[Source material start]

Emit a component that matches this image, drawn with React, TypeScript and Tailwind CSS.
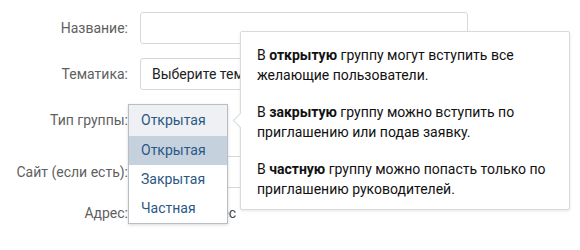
import React from 'react'

const font = { fontFamily: 'Roboto, "Open Sans", sans-serif' }

function Row({ label, children, className = '' }: { label: string; children?: React.ReactNode; className?: string }) {
  return (
    <div className={`flex items-center ${className}`}>
      <div className="w-[128px] shrink-0 text-right text-[14px] text-[#5f5f5f]">{label}</div>
      <div className="ml-[12px] flex-1">{children}</div>
    </div>
  )
}

export default function App() {
  return (
    <div className="relative h-[250px] w-[580px] overflow-hidden bg-white" style={font}>
      <div className="flex flex-col pt-[12px]">
        <Row label="Название:">
          <div className="h-[32px] w-[328px] rounded-[3px] border border-[#d3d9de] bg-white" />
        </Row>
        <Row label="Тематика:" className="mt-[14px]">
          <div className="flex h-[32px] w-[328px] items-center rounded-[3px] border border-[#d3d9de] bg-white pl-[11px] text-[14px] text-[#222]">
            Выберите тематику
          </div>
        </Row>
        <Row label="Тип группы:" className="mt-[14px] h-[32px]" />
        <Row label="Сайт (если есть):" className="mt-[20px]">
          <div className="h-[32px] w-[328px] rounded-[3px] border border-[#d3d9de] bg-white" />
        </Row>
        <Row label="Адрес:" className="mt-[15px]">
          <div className="w-[96px] text-right text-[14px] text-[#444]">vk.com/адрес</div>
        </Row>
      </div>

      {/* open select */}
      <div className="absolute left-[128px] top-[104px] w-[100px] border border-[#b9bec4] bg-white text-[14px] text-[#2a5885] shadow-[0_1px_3px_rgba(0,0,0,0.15)]">
        <div className="flex h-[31px] items-center bg-[#eef0f3] pl-[12px]">Открытая</div>
        <div className="flex h-[29px] items-center bg-[#c5d2de] pl-[12px]">Открытая</div>
        <div className="flex h-[29px] items-center pl-[12px]">Закрытая</div>
        <div className="flex h-[29px] items-center pl-[12px]">Частная</div>
      </div>

      {/* hint */}
      <div className="absolute left-[240px] top-[31px] w-[330px] rounded-[2px] border border-[#d6dbe0] bg-white pb-[10px] pl-[16px] pr-[12px] pt-[13px] text-[14px] leading-[20px] text-[#111] shadow-[0_1px_3px_rgba(0,0,0,0.1)]">
        <div className="absolute left-[-6px] top-[83px] h-[11px] w-[11px] rotate-45 border-b border-l border-[#d6dbe0] bg-white" />
        <p>
          В <b>открытую</b> группу могут вступить все
          <br />
          желающие пользователи.
        </p>
        <p className="mt-[17px]">
          В <b>закрытую</b> группу можно вступить по
          <br />
          приглашению или подав заявку.
        </p>
        <p className="mt-[17px]">
          В <b>частную</b> группу можно попасть только по
          <br />
          приглашению руководителей.
        </p>
      </div>
    </div>
  )
}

[Source material end]

**Exercise aim:** Repeat the material above in full and exactly, omitting the pictures.

**Finished exercise:**
Emit a component that matches this image, drawn with React, TypeScript and Tailwind CSS.
import React from 'react'

const font = { fontFamily: 'Roboto, "Open Sans", sans-serif' }

function Row({ label, children, className = '' }: { label: string; children?: React.ReactNode; className?: string }) {
  return (
    <div className={`flex items-center ${className}`}>
      <div className="w-[128px] shrink-0 text-right text-[14px] text-[#5f5f5f]">{label}</div>
      <div className="ml-[12px] flex-1">{children}</div>
    </div>
  )
}

export default function App() {
  return (
    <div className="relative h-[250px] w-[580px] overflow-hidden bg-white" style={font}>
      <div className="flex flex-col pt-[12px]">
        <Row label="Название:">
          <div className="h-[32px] w-[328px] rounded-[3px] border border-[#d3d9de] bg-white" />
        </Row>
        <Row label="Тематика:" className="mt-[14px]">
          <div className="flex h-[32px] w-[328px] items-center rounded-[3px] border border-[#d3d9de] bg-white pl-[11px] text-[14px] text-[#222]">
            Выберите тематику
          </div>
        </Row>
        <Row label="Тип группы:" className="mt-[14px] h-[32px]" />
        <Row label="Сайт (если есть):" className="mt-[20px]">
          <div className="h-[32px] w-[328px] rounded-[3px] border border-[#d3d9de] bg-white" />
        </Row>
        <Row label="Адрес:" className="mt-[15px]">
          <div className="w-[96px] text-right text-[14px] text-[#444]">vk.com/адрес</div>
        </Row>
      </div>

      {/* open select */}
      <div className="absolute left-[128px] top-[104px] w-[100px] border border-[#b9bec4] bg-white text-[14px] text-[#2a5885] shadow-[0_1px_3px_rgba(0,0,0,0.15)]">
        <div className="flex h-[31px] items-center bg-[#eef0f3] pl-[12px]">Открытая</div>
        <div className="flex h-[29px] items-center bg-[#c5d2de] pl-[12px]">Открытая</div>
        <div className="flex h-[29px] items-center pl-[12px]">Закрытая</div>
        <div className="flex h-[29px] items-center pl-[12px]">Частная</div>
      </div>

      {/* hint */}
      <div className="absolute left-[240px] top-[31px] w-[330px] rounded-[2px] border border-[#d6dbe0] bg-white pb-[10px] pl-[16px] pr-[12px] pt-[13px] text-[14px] leading-[20px] text-[#111] shadow-[0_1px_3px_rgba(0,0,0,0.1)]">
        <div className="absolute left-[-6px] top-[83px] h-[11px] w-[11px] rotate-45 border-b border-l border-[#d6dbe0] bg-white" />
        <p>
          В <b>открытую</b> группу могут вступить все
          <br />
          желающие пользователи.
        </p>
        <p className="mt-[17px]">
          В <b>закрытую</b> группу можно вступить по
          <br />
          приглашению или подав заявку.
        </p>
        <p className="mt-[17px]">
          В <b>частную</b> группу можно попасть только по
          <br />
          приглашению руководителей.
        </p>
      </div>
    </div>
  )
}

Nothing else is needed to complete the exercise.